野に生きる子うさぎ「ふうとはな」の驚きと発見と冒険の日々を描いたシリーズ第2作です。 第1作で出会ったのは、大きな牛のおばさんでしたが、今度ふたりは、草原で美しく可憐に咲くたんぽぽの花に出会います。ここで登場するのは作者のいわむらかずおさんの美術館のフィールド「くさっぱら広場」に咲く日本のたんぽぽ。日本のたんぽぽは虫たちの助けを借りて受粉するそうです。だから花の上にはテントウムシやベニシジミ、ミツバチなど小さな仲間たちでにぎやかです。 そして、「ふうとはな」は虫たちの会話の中で2人の名前に込められた意味を知るのです。「ふう」は風、「はな」は花。その二つはたんぽぽの新しいいのちにとっても大切な役割をしているのです。「たんぽぽ ぽぽぽ」ふたりはうたいながら風と花になりきります。風、花、空・・・そしてかけだすふうとはな。何て喜びにあふれた場面なのでしょう!自分の名前を体感できるなんて。 私もこんな名前の子ども達が欲しくなってしまいました(笑)。
(磯崎園子 絵本ナビ編集長)
野原をかけだした「ふう」と「はな」が出会ったのは、きいろい、きれいな花。「こんにちは。わたしのなまえははなよ。あなたのなまえもはな?」話しかけると、「たんぽぽ」と、声がしました。ふたりの前にあらわれたのは、テントウムシ。たんぽぽのまわりに、ほかの虫も集まってきます。“あまいみつがすきな”シジミチョウ。“きいろいかふんがすきな”ミツバチ。そしてふたりは、“花は種を実らせ、新しい命をうむ”“風は種をとばし、いのちを運ぶ”ことを知ります。そう、ふたりの名前には、そんな意味がこめられているのでした。

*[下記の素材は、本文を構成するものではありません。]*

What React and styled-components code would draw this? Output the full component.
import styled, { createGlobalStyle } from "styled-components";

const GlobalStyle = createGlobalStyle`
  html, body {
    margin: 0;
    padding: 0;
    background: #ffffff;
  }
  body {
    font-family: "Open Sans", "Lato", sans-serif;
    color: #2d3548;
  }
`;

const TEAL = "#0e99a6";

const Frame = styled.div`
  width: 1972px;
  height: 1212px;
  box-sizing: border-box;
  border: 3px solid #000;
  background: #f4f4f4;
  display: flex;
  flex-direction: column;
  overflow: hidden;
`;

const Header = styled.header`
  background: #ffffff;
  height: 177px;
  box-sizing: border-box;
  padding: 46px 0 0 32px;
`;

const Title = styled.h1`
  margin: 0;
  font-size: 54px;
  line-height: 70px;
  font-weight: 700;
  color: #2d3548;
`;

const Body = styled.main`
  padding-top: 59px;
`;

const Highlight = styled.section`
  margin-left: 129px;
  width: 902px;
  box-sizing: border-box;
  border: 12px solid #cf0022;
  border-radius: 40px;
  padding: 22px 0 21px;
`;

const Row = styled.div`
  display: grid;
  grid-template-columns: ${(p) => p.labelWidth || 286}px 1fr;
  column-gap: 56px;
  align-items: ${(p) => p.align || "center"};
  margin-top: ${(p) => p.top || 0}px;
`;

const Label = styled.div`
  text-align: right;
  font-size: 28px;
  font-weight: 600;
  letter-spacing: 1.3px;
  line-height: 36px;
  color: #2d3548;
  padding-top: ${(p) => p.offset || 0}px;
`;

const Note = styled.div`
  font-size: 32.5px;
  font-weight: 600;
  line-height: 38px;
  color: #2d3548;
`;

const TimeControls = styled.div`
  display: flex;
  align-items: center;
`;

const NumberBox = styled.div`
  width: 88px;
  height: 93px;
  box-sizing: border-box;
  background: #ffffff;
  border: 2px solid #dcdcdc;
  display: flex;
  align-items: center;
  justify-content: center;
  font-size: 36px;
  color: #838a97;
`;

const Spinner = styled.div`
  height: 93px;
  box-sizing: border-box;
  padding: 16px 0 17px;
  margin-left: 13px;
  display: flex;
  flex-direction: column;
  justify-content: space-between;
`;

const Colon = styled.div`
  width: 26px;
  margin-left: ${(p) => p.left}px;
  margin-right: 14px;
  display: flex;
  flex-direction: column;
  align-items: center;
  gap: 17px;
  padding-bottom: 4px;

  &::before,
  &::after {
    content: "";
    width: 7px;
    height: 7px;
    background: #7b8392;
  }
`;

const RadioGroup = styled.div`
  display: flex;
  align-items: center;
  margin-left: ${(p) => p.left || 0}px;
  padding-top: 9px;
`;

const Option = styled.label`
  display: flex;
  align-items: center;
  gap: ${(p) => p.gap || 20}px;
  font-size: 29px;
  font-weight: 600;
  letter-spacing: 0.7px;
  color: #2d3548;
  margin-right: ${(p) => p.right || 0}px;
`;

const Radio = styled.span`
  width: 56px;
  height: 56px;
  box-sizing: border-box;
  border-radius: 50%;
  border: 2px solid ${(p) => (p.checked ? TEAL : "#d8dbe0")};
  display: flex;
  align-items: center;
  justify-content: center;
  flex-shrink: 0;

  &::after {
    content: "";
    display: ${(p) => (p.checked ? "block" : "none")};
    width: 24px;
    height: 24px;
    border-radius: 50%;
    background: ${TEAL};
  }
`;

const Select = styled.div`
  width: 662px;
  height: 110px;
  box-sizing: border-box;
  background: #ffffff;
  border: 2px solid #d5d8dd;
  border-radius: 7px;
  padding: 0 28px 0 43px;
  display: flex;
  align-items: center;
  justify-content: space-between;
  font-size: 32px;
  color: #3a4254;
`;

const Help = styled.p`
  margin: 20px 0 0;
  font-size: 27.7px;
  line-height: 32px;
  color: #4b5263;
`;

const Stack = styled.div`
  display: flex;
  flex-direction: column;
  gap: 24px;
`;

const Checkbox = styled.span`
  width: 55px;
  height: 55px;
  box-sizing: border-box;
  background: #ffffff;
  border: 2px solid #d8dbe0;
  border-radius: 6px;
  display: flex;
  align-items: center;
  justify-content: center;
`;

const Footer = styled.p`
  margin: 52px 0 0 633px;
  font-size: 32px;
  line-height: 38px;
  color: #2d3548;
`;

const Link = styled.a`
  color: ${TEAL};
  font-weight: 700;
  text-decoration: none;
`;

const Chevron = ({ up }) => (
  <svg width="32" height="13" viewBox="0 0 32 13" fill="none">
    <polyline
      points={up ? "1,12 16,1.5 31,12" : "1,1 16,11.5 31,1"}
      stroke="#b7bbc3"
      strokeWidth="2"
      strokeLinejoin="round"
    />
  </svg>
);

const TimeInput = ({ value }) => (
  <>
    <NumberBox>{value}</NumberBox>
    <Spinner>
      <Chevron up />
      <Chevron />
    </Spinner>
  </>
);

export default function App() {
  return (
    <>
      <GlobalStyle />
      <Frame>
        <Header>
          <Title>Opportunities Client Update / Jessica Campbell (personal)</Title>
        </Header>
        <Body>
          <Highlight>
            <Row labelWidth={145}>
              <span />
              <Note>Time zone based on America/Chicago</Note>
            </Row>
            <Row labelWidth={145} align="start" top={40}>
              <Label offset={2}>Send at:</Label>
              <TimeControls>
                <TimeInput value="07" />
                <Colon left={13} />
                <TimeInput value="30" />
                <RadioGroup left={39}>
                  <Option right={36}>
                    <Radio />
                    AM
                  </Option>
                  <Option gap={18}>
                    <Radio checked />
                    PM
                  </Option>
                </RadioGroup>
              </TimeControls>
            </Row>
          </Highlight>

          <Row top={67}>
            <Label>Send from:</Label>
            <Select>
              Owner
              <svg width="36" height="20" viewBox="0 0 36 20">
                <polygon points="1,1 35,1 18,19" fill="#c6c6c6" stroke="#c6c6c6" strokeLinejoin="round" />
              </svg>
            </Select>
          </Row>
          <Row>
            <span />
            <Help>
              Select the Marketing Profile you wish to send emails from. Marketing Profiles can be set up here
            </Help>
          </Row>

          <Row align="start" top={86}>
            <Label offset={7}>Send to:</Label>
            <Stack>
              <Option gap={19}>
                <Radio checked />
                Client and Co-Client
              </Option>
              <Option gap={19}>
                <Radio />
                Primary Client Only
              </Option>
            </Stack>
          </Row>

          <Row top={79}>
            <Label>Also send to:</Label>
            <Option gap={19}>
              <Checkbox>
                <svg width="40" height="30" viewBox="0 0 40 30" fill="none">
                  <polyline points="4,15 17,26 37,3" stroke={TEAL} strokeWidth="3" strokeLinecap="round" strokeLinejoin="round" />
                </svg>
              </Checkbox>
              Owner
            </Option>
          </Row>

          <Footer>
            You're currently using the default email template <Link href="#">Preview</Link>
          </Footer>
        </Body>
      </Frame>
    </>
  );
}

<著者のことば> 野はらでたんぽぽとお話しよう いわむら かずお
野に生きる子うさぎ「ふう」と「はな」の毎日は、驚きと発見と冒険の日々です。自然からたくさんのことを感じ取り、いのちの仕組みを学んでいきます。 その日、ふたりが草はらで出会ったのは、美しいたんぽぽの花と、テントウムシ、ベニシジミ、ミツバチ。 あたたかい春の日、私の美術館のフィールド「くさっぱら広場」で生まれた一冊です。こどもたちが絵本を読んだあと、野はらで、たんぽぽやテントウムシたちとお話してほしいという願いをこめて…。

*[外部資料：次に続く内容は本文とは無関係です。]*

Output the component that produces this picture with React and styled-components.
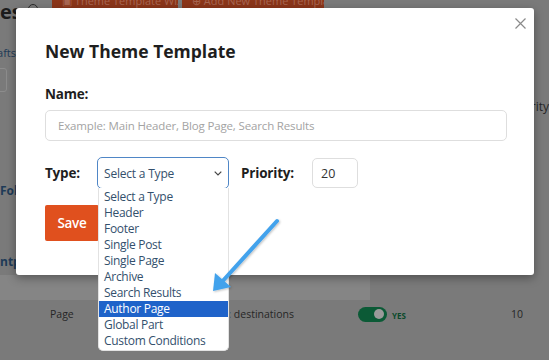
import React from 'react';
import styled, { createGlobalStyle } from 'styled-components';

const Global = createGlobalStyle`
  html, body { margin: 0; padding: 0; }
  body {
    width: 549px;
    height: 360px;
    overflow: hidden;
    background: #7a7a7a;
    font-family: "Open Sans", "Liberation Sans", sans-serif;
  }
`;

const Stage = styled.div`
  position: relative;
  width: 549px;
  height: 360px;
  overflow: hidden;
  background: #7a7a7a;
`;

/* ---------- dimmed page behind the modal ---------- */
const BgHeader = styled.div`
  display: flex;
  align-items: flex-start;
  height: 40px;
`;

const BgTitle = styled.div`
  display: flex;
  align-items: center;
  gap: 6px;
  width: 52px;
  font-size: 20px;
  font-weight: 700;
  color: #1c1c1c;
  line-height: 22px;
  margin-top: 1px;
  white-space: nowrap;
  overflow: hidden;
`;

const InfoDot = styled.span`
  display: inline-block;
  width: 8px;
  height: 8px;
  border: 1.5px solid #2a2a2a;
  border-radius: 50%;
  margin-top: -6px;
`;

const BgButton = styled.div`
  display: flex;
  align-items: flex-end;
  gap: 6px;
  width: ${p => p.$w}px;
  height: 30px;
  margin-top: -21px;
  margin-right: 4px;
  padding: 0 10px 1px;
  box-sizing: border-box;
  background: #8b3519;
  color: #a86652;
  font-size: 11px;
  white-space: nowrap;
  overflow: hidden;
`;

const BgBody = styled.div`
  display: flex;
  height: 235px;
`;

const LeftCol = styled.div`
  width: 16px;
  display: flex;
  flex-direction: column;
  overflow: hidden;
`;

const LeftLink = styled.div`
  font-size: ${p => p.$size || 11}px;
  font-weight: ${p => p.$bold ? 700 : 400};
  color: #1e3a57;
  line-height: 14px;
  white-space: nowrap;
  margin-top: ${p => p.$mt}px;
  align-self: ${p => p.$end ? 'flex-end' : 'flex-start'};
`;

const LeftBox = styled.div`
  width: 20px;
  height: 22px;
  margin-top: 8px;
  margin-left: -15px;
  border: 1px solid #8c8c8c;
  border-radius: 3px;
`;

const RightCol = styled.div`
  flex: 1;
  display: flex;
  justify-content: flex-end;
`;

const RightText = styled.div`
  display: flex;
  justify-content: flex-end;
  font-size: 12px;
  color: #262626;
  margin-top: 59px;
  width: 16px;
  overflow: hidden;
  white-space: nowrap;
  line-height: 16px;
`;

const ShadeRow = styled.div`
  width: 370px;
  height: 25px;
  background: #858585;
`;

const BgRow = styled.div`
  display: flex;
  align-items: center;
  height: 30px;
  margin-top: -1px;
  font-size: 10.5px;
  color: #262626;
`;

const Cell = styled.div`
  width: ${p => p.$w}px;
  flex: none;
  white-space: nowrap;
  overflow: hidden;
  display: flex;
  align-items: center;
  justify-content: ${p => p.$align === 'right' ? 'flex-end' : 'flex-start'};
  gap: 5px;
`;

const Toggle = styled.span`
  position: relative;
  display: inline-block;
  flex: none;
  width: 29px;
  height: 15px;
  border-radius: 8px;
  background: #0b5a36;
  &::after {
    content: '';
    position: absolute;
    right: 3px;
    top: 2.5px;
    width: 10px;
    height: 10px;
    border-radius: 50%;
    background: #9a9a9a;
  }
`;

const YesLabel = styled.span`
  font-size: 8px;
  font-weight: 700;
  color: #0b4a2c;
  margin-top: 3px;
`;

/* ---------- modal ---------- */
const Modal = styled.div`
  position: absolute;
  left: 16px;
  top: 8px;
  width: 518px;
  height: 267px;
  box-sizing: border-box;
  padding: 30px 29px 0;
  background: #fff;
  border-radius: 3px;
  box-shadow: 0 3px 10px rgba(0, 0, 0, 0.35);
  z-index: 2;
`;

const CloseBtn = styled.button`
  position: absolute;
  top: 9px;
  right: 8px;
  width: 12px;
  height: 12px;
  padding: 0;
  border: 0;
  background: none;
  display: flex;
  align-items: center;
  justify-content: center;
`;

const Title = styled.h2`
  margin: 0;
  font-size: 17.5px;
  line-height: 26px;
  font-weight: 700;
  color: #1e1e1e;
`;

const Label = styled.label`
  display: block;
  flex: none;
  font-size: 13.5px;
  letter-spacing: -0.2px;
  line-height: 20px;
  font-weight: 700;
  color: #1e1e1e;
`;

const NameLabel = styled(Label)`
  margin-top: 20px;
`;

const TextInput = styled.div`
  margin-top: 6px;
  width: 462px;
  height: 31px;
  box-sizing: border-box;
  border: 1px solid #dedede;
  border-radius: 5px;
  padding: 0 12px;
  display: flex;
  align-items: center;
  font-size: 11.5px;
  letter-spacing: -0.15px;
  color: #a3a3a3;
`;

const TypeRow = styled.div`
  margin-top: 16px;
  display: flex;
  align-items: center;
  height: 32px;
`;

const TypeLabel = styled(Label)`
  width: 52px;
`;

const PriorityLabel = styled(Label)`
  width: 71px;
  margin-left: 12px;
`;

const SelectWrap = styled.div`
  position: relative;
  flex: none;
  width: 132px;
  height: 32px;
`;

const SelectBox = styled.div`
  width: 100%;
  height: 100%;
  box-sizing: border-box;
  border: 1px solid #4f86c6;
  border-radius: 5px;
  padding: 0 6px 0 6px;
  display: flex;
  align-items: center;
  justify-content: space-between;
  font-size: 12px;
  letter-spacing: -0.2px;
  color: #34506c;
`;

const DropList = styled.ul`
  position: absolute;
  left: 1px;
  top: 31px;
  width: 131px;
  margin: 0;
  padding: 1px 0 1px;
  list-style: none;
  background: #fff;
  border: 1px solid #e2e2e2;
  border-top: 0;
  border-radius: 0 0 5px 5px;
  box-sizing: border-box;
  z-index: 3;
`;

const DropItem = styled.li`
  height: 16px;
  line-height: 16px;
  padding-left: 5px;
  font-size: 12px;
  letter-spacing: -0.3px;
  white-space: nowrap;
  color: ${p => p.$active ? '#ffffff' : '#33506d'};
  background: ${p => p.$active ? '#1f63c9' : 'transparent'};
`;

const NumberInput = styled.div`
  flex: none;
  width: 46px;
  height: 30px;
  box-sizing: border-box;
  border: 1px solid #dedede;
  border-radius: 5px;
  padding-left: 8px;
  display: flex;
  align-items: center;
  font-size: 12.5px;
  color: #333;
`;

const SaveButton = styled.button`
  margin-top: 16px;
  width: 54px;
  height: 36px;
  padding: 0;
  border: 0;
  border-radius: 2px;
  background: #e0501e;
  color: #fff;
  font-family: inherit;
  font-size: 13.5px;
  letter-spacing: -0.3px;
  font-weight: 600;
`;

const Annotation = styled.svg`
  position: absolute;
  left: 200px;
  top: 210px;
  overflow: visible;
  z-index: 4;
  pointer-events: none;
`;

const types = [
  'Select a Type', 'Header', 'Footer', 'Single Post', 'Single Page',
  'Archive', 'Search Results', 'Author Page', 'Global Part', 'Custom Conditions',
];

export default function App() {
  return (
    <>
      <Global />
      <Stage>
        <BgHeader>
          <BgTitle>es <InfoDot /></BgTitle>
          <BgButton $w={126}>▣ Theme Template Wizard</BgButton>
          <BgButton $w={142}>⊕ Add New Theme Template</BgButton>
        </BgHeader>
        <BgBody>
          <LeftCol>
            <LeftLink $mt={6} $end>Drafts</LeftLink>
            <LeftBox />
            <LeftLink $mt={92} $bold $size={12}>Follow</LeftLink>
            <LeftLink $mt={57} $bold $size={12}>ntp</LeftLink>
          </LeftCol>
          <RightCol>
            <RightText>Priority</RightText>
          </RightCol>
        </BgBody>
        <ShadeRow />
        <BgRow>
          <Cell $w={50} />
          <Cell $w={180}>Page</Cell>
          <Cell $w={64} $align="right">Archives : destinations</Cell>
          <Cell $w={64} />
          <Cell $w={153}><Toggle /><YesLabel>YES</YesLabel></Cell>
          <Cell $w={12}>10</Cell>
        </BgRow>

        <Modal>
          <CloseBtn aria-label="Close">
            <svg width="11" height="11" viewBox="0 0 11 11">
              <path d="M0.5 0.5 L10.5 10.5 M10.5 0.5 L0.5 10.5" stroke="#8a8a8a" strokeWidth="1.2" fill="none" />
            </svg>
          </CloseBtn>
          <Title>New Theme Template</Title>
          <NameLabel>Name:</NameLabel>
          <TextInput>Example: Main Header, Blog Page, Search Results</TextInput>
          <TypeRow>
            <TypeLabel>Type:</TypeLabel>
            <SelectWrap>
              <SelectBox>
                <span>Select a Type</span>
                <svg width="8" height="5" viewBox="0 0 8 5">
                  <path d="M0.7 0.7 L4 4 L7.3 0.7" stroke="#444" strokeWidth="1.2" fill="none" />
                </svg>
              </SelectBox>
              <DropList>
                {types.map(t => (
                  <DropItem key={t} $active={t === 'Author Page'}>{t}</DropItem>
                ))}
              </DropList>
            </SelectWrap>
            <PriorityLabel>Priority:</PriorityLabel>
            <NumberInput>20</NumberInput>
          </TypeRow>
          <SaveButton>Save</SaveButton>
        </Modal>

        <Annotation width="90" height="90" viewBox="0 0 90 90">
          <defs>
            <filter id="sh" x="-20%" y="-20%" width="140%" height="140%">
              <feDropShadow dx="1" dy="1" stdDeviation="1.2" floodColor="#000" floodOpacity="0.25" />
            </filter>
          </defs>
          <g filter="url(#sh)">
            <path d="M77 11 L20 74" stroke="#43a2ec" strokeWidth="4" strokeLinecap="round" fill="none" />
            <path d="M13 81 L15 63 L31 77 Z" fill="#43a2ec" />
          </g>
        </Annotation>
      </Stage>
    </>
  );
}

<日本のタンポポを、さがしてみよう> 日本には大きくわけて、日本のタンポポとセイヨウタンポポがあります。 セイヨウタンポポは1年じゅうみられますが、日本のタンポポは春にだけ咲きます。 そして、日本のタンポポの花がセイヨウタンポポと大きく違うのは、 虫たちの助けを借りて受粉する必要が あるということです。 ふうとはなが出会うのは、日本のタンポポです。 みなさんも、探しにでかけてみてください。
いわむらさんの絵本らしい、自然との対話を重視した内容だったと思います。
春になり植物が花を咲かせ、種を飛ばし、命をつなげていくことが詩のような文章で表現されていました。